In Klayman v. Obama, Judge Richard Leon of the District of Columbia Federal District Court ruled that the plaintiffs' claim that the NSA's collection of telephone records likely violates the Fourth Amendment.  This ruling has gotten wide coverage ranging from the New York Times, Washington Post, NPR, and SCOTUSBlog.  A pdf version of the district court's opinion is available here.

I do not have the time to analyze this opinion in detail because I have a tax exam tomorrow and grading that I need to complete.  But I want to highlight one portion of the opinion that distinguishes this case from Smith v. Maryland -- the foundation of modern third-party doctrine.

As I mentioned previously in the context of internet metadata collection, one of the most difficult obstacles for people making Fourth Amendment arguments over the NSA's collection of data from phone and internet companies is the third-party doctrine.  Under the third-party doctrine, if somebody knowingly discloses information to a third party, they no longer have a reasonable expectation of privacy in that information.  The logic here is that these parties have assumed the risk that the third party may turn this information over to the authorities.

In Smith v. Maryland, the Supreme Court applied this logic to the police's gathering of phone call records using a pen register.  The police installed a pen register at the telephone company, which recorded the phone numbers that the defendant dialed over a period of time.  The Court ruled that the defendant did not have a reasonable expectation of privacy in these numbers because the defendant's dialing these numbers disclosed that information to the third party -- the telephone company -- meaning that the defendant no longer had a reasonable expectation of privacy in that information.

This would normally present a problem for those trying to argue that the NSA's collection of phone number information is unconstitutional because, like the numbers dialed in Smith, the numbers the NSA collects are essentially "shared" with the phone companies.

On pages 47-56 of the opinion, the district court presents a number of arguments distinguishing the NSA's collection of information from the pen register in Smith.  The court notes the permanence of the stored information under the NSA's practices.  It also notes that the structure of the program leads to much more information being collected under the NSA's approach, and argues that the wide range of people affected by the search practices and the vast number of people and parties with phones make the NSA's practices much more of a government intrusion than the pen register in the Smith case.

Orin Kerr discusses the case here, and notes that he sees several substantial problems with the case and that he will post more on the flaws later.  I am not surprised to see Kerr taking a critical stance, since the court's ruling is based largely on statements by various justices in United States v. Jones that indicate that there is a point where searches that are typically lawful under the Fourth Amendment may, in aggregate, rise to a level where they violate the Fourth Amendment.  This is the "Mosaic Theory" of the Fourth Amendment, which Kerr describes and criticizes in this 2012 article in the Michigan Law Review.
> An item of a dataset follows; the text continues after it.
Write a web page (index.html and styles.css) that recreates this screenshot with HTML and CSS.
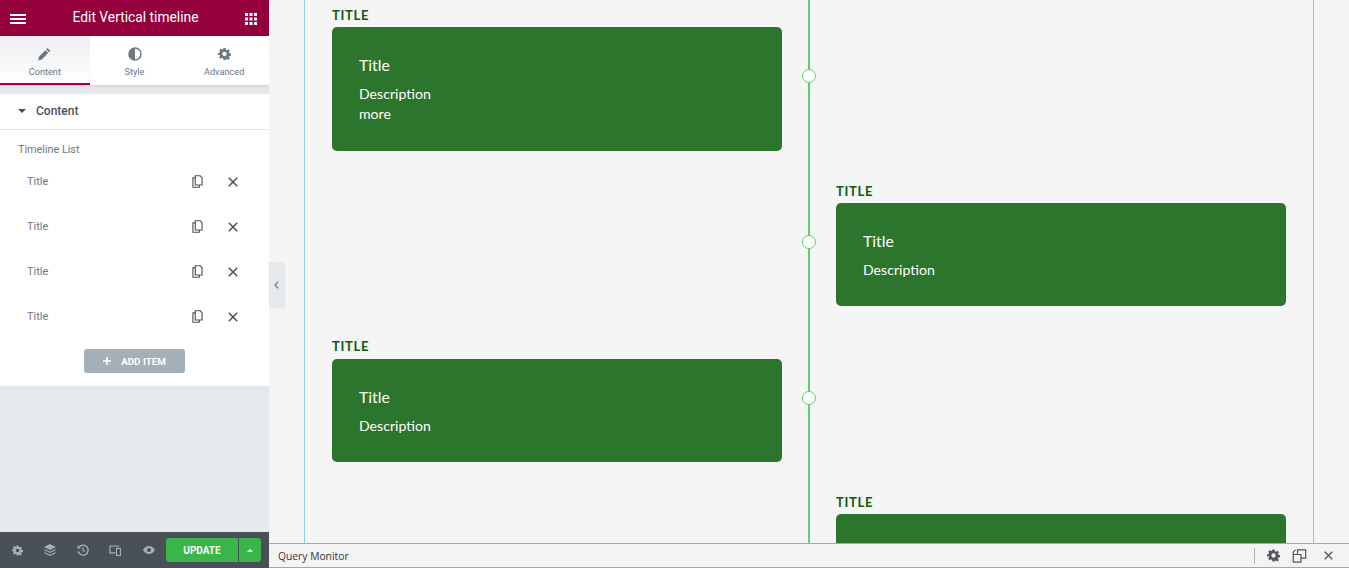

I share some of Kerr's concerns about the mosaic theory of when a search occurs.  Like Kerr, I think that this sort of test is quite vague.  Search aggregations that are "Orwellian" -- to use the district court's terminology -- may be unconstitutional, but that leaves open the question of when a series of searches becomes "Orwellian."  Moreover, Kerr points out that adopting a vague approach to limiting the government's power to search could preempt more specific and effective statutory limitations on search powers.

I hope to look more into this case once I have finished taking and grading exams, but whatever commentator's end up concluding on the case's merits, there is no denying that this is a very significant development.


Orin Kerr provides further feedback on the ruling here, concluding that the Smith v. Maryland argument seemed particularly weak and that existing DC Circuit precedent applying the mosaic theory makes the jurisdiction of this decision particularly interesting.

And Jameel Jaffer, Deputy Legal Director at the ACLU says:
This is a strongly worded and carefully reasoned decision that ultimately concludes, absolutely correctly, that the NSA’s call-tracking program can’t be squared with the Constitution.